Few people attain this state of excellence, which is not natural for the human animal. Pleasures of the flesh deter us from undertaking the rigors of intellectual training. The passions stand in the way, demanding our attention. The only way people can attain to this highest form of life is through training beginning at an early age. If they acquire the habit of contemplation, they will attain the highest form of pleasure.
The vision of the good we have developed from Socrates through Plato and Aristotle has certain apparent weaknesses when viewed from a distance. Recall that the good life for Aristotle is acting excellently while in possession of the certain external goods. Acting excellently means practicing the moral virtues, and the intellectual virtues. The medievals classified the moral virtues as these: prudence, justice, fortitude and temperance. Each is a form of mastery of reason over the passions. Intellectual virtue is to be found in pure theoretical contemplation, divorced from the practical matters of life.

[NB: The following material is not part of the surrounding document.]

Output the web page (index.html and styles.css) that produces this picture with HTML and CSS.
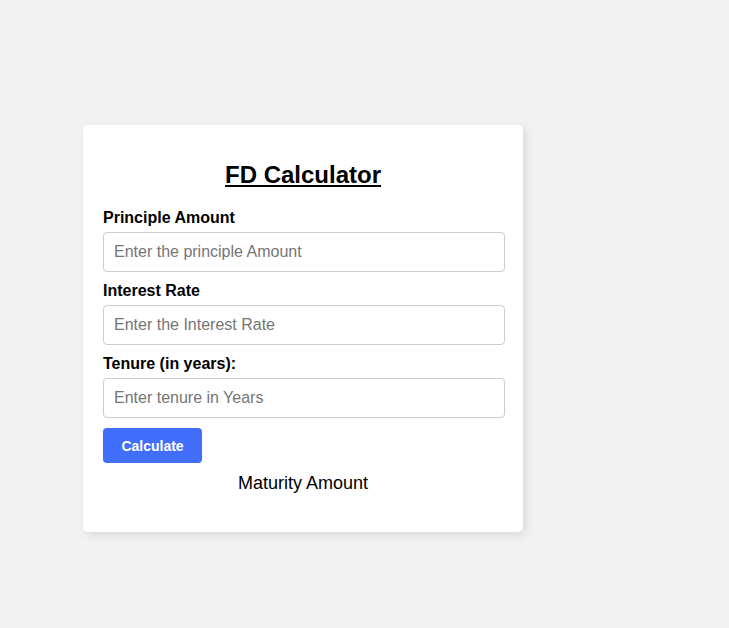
FILE: index.html
```html
<!DOCTYPE html>
<html>
<head>
<meta charset="utf-8">
<title>FD Calculator</title>
<link rel="stylesheet" href="styles.css">
</head>
<body>
<div class="card">
  <h2 class="title">FD Calculator</h2>
  <label class="label" for="p">Principle Amount</label>
  <input class="field" id="p" type="text" placeholder="Enter the principle Amount">
  <label class="label" for="r">Interest Rate</label>
  <input class="field" id="r" type="text" placeholder="Enter the Interest Rate">
  <label class="label" for="t">Tenure (in years):</label>
  <input class="field" id="t" type="text" placeholder="Enter tenure in Years">
  <button class="btn" type="button">Calculate</button>
  <div class="result">Maturity Amount</div>
</div>
</body>
</html>
```
FILE: styles.css
```css
html, body {
  margin: 0;
  background: #f2f2f2;
  font-family: "Liberation Sans", Arial, sans-serif;
}
body {
  padding: 125px 0 0 83px;
  height: 628px;
  box-sizing: border-box;
}
.card {
  width: 440px;
  box-sizing: border-box;
  background: #fff;
  border-radius: 5px;
  padding: 20px 20px 38px;
  box-shadow: 3px 3px 10px rgba(0, 0, 0, 0.1);
  display: flex;
  flex-direction: column;
  align-items: stretch;
}
.title {
  margin: 16px 0 20px;
  font-size: 24px;
  font-weight: bold;
  text-align: center;
  text-decoration: underline;
  color: #000;
}
.label {
  display: block;
  font-size: 16px;
  font-weight: bold;
  line-height: 18px;
  margin-bottom: 5px;
  color: #000;
}
.field {
  align-self: flex-start;
  width: 402px;
  height: 40px;
  box-sizing: border-box;
  border: 1px solid #ccc;
  border-radius: 4px;
  padding: 0 10px;
  font-size: 16px;
  font-family: "Liberation Sans", Arial, sans-serif;
  margin: 0 0 10px;
  outline: none;
}
.field::placeholder {
  color: #757575;
}
.btn {
  align-self: flex-start;
  width: 99px;
  height: 35px;
  background: #416ffc;
  color: #fff;
  border: none;
  border-radius: 4px;
  font-family: "Liberation Sans", Arial, sans-serif;
  font-size: 14px;
  font-weight: bold;
  padding: 0;
}
.result {
  margin-top: 10px;
  text-align: center;
  font-size: 18px;
  color: #000;
}
```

One question that comes immediately to mind is what significance this vision has for those lacking in the external accompaniments of the good life or for those not in a position to practice intellectual virtue. Is Aristotle's ethics for the elite only? Does it have any meaning in a society that is not stable, well-fed, of high cultural attainment, and so forth?
Aristotle has also been criticized for promoting an essentially selfish practice, contemplation, as the highest activity. Scholars argue about this point, but it seems that social activity takes a back seat to the solitary activity of contemplation.